United, Starbucks and Amazon taught CEOs in 2018 they should be on the alert because corporate scandals can work against them in many ways.

scandal2018 was the year that “corporate scandal” turned into a business. There were several foreshocks from United Airlines and Starbucks, two great companies that fell into the grasp of mass outrage after employees took it upon themselves to evict people from the premises—or a plane, in the case of United. Starbucks had to close down for a day of training and United’s stock dropped $7 billion. But these incidents were self-inflicted, the sort of thing that could happen to anyone. What the scandalmonger industry wanted was a clear validation point, the kind that would prove scandal could be created from thin air and bring down a giant.

That came about in a rare instance of Amazon CEO Jeff Bezos failing to spot a turn signal. In January, Bezos was busy fitting together his jigsaw puzzle of fulfillment centers that power Amazon Prime. Amazon often locates these in the heartland. The company has taken ghost towns suffering from joblessness and crime and restored them with solid wages and healthcare benefits. It is one of the reasons it employs over 600,000 people today, making it the second-largest employer in the U.S.

Around the same time, a small-time Ohio labor activist with a vengeance against John Kasich, Ohio’s Governor and an Amazon booster, issued a brazen press release targeted at its board and labor donors. The occasion was Bezos being named the world’s richest man, and the activist drummed up the charge that 700 of Amazon’s warehouse employees were on food stamps.

Mainstream media fell all over itself. The articles lifted the “research,” which turned out to be hypothesized or fictitious. In fact, Amazon’s wage and benefit practices were among the highest of their kind, better than those of the companies where the journalists were employed. But that made no difference.

The scandal created a social media avalanche of 40 million views. Ordinarily thoughtful publications screeched, “Why is Bezos so rich and his employees so poor?” It wasn’t just the usual anti-business screeds like Salon.com and Slate either, but wealth-worshippers like CNBC and Business Insider.
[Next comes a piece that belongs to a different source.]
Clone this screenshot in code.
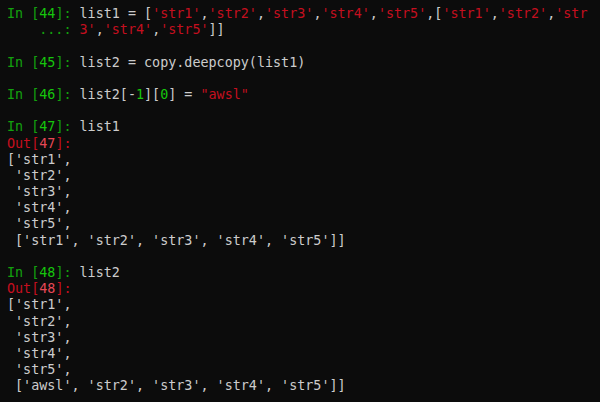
import type React from "react";
import type { ReactElement } from "react";

type Seg = [string, string];

const W = "text-[#cccccc]";
const G = "text-[#13a10e]";
const GB = "text-[#16c60c]";
const R = "text-[#c50f1f]";
const RB = "text-[#e74856]";

const inPrompt = (n: string): Seg[] => [
  ["In [", G],
  [n, GB],
  ["]: ", G],
];

const outPrompt = (n: string): Seg[] => [
  ["Out[", R],
  [n, RB],
  ["]:", R],
];

const listOut = (first: string): Seg[][] => [
  [["['str1',", W]],
  [[" 'str2',", W]],
  [[" 'str3',", W]],
  [[" 'str4',", W]],
  [[" 'str5',", W]],
  [[` ['${first}', 'str2', 'str3', 'str4', 'str5']]`, W]],
];

const lines: Seg[][] = [
  [
    ...inPrompt("44"),
    ["list1 = [", W],
    ["'str1'", R],
    [",", W],
    ["'str2'", R],
    [",", W],
    ["'str3'", R],
    [",", W],
    ["'str4'", R],
    [",", W],
    ["'str5'", R],
    [",[", W],
    ["'str1'", R],
    [",", W],
    ["'str2'", R],
    [",", W],
    ["'str", R],
  ],
  [
    ["    ...: ", G],
    ["3'", R],
    [",", W],
    ["'str4'", R],
    [",", W],
    ["'str5'", R],
    ["]]", W],
  ],
  [],
  [...inPrompt("45"), ["list2 = copy.deepcopy(list1)", W]],
  [],
  [
    ...inPrompt("46"),
    ["list2[-", W],
    ["1", GB],
    ["][", W],
    ["0", GB],
    ["] = ", W],
    ['"awsl"', R],
  ],
  [],
  [...inPrompt("47"), ["list1", W]],
  outPrompt("47"),
  ...listOut("str1"),
  [],
  [...inPrompt("48"), ["list2", W]],
  outPrompt("48"),
  ...listOut("awsl"),
];

const App: React.FC = (): ReactElement => {
  return (
    <div className="w-[600px] h-[402px] overflow-hidden bg-[#0c0c0c] pl-[7px] pt-[6px]">
      <div className="font-['DejaVu_Sans_Mono',monospace] text-[13.4px] leading-[16.2px] whitespace-pre">
        {lines.map((segs, i) => (
          <div key={i} className="h-[16.2px]">
            {segs.map(([t, c], j) => (
              <span key={j} className={c}>
                {t}
              </span>
            ))}
          </div>
        ))}
      </div>
    </div>
  );
};

export default App;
The Twitterverse lit up. Lawyers lined up to sue. Humanitarian activists joined the fray, screaming that the Seattle giant was immoral. The scandal turned into a goldmine for anti-business crusaders. Then, finally, Senator Bernie Sanders, never one to miss an opportunity to denigrate business, tweeted that Amazon’s poor were creating a burden for the government.

That was the tipping point. All it took was a 10-person labor activist with an e-mail account, bogus research, Twitter and the media’s connivance to upend a trillion-dollar company whose only mistake was job creation. I know from Amazon employees that Bezos was beside himself. What does it mean for the business community if the world’s most powerful, most intelligent and richest CEO could be blindsided so easily?

It means business leaders should be on the alert that scandal pays off in many ways that may have nothing to do with the facts. Amazon proved that the scandalmongers aren’t out to win a debate on poverty. There is much more profit to be made from a public thrashing that plays to the entire scandal universe of activists, lawyers, politicians and the media.

Only two remedies can effectively put out the flames of bogus charges. First, be sure your team’s leadership meets the highest possible standard in ethical matters. Second, have a well-trained counter insurgency operation. These should be true believers in the company’s mission who are willing to step up to the plate on social media to fight an unsavory enemy.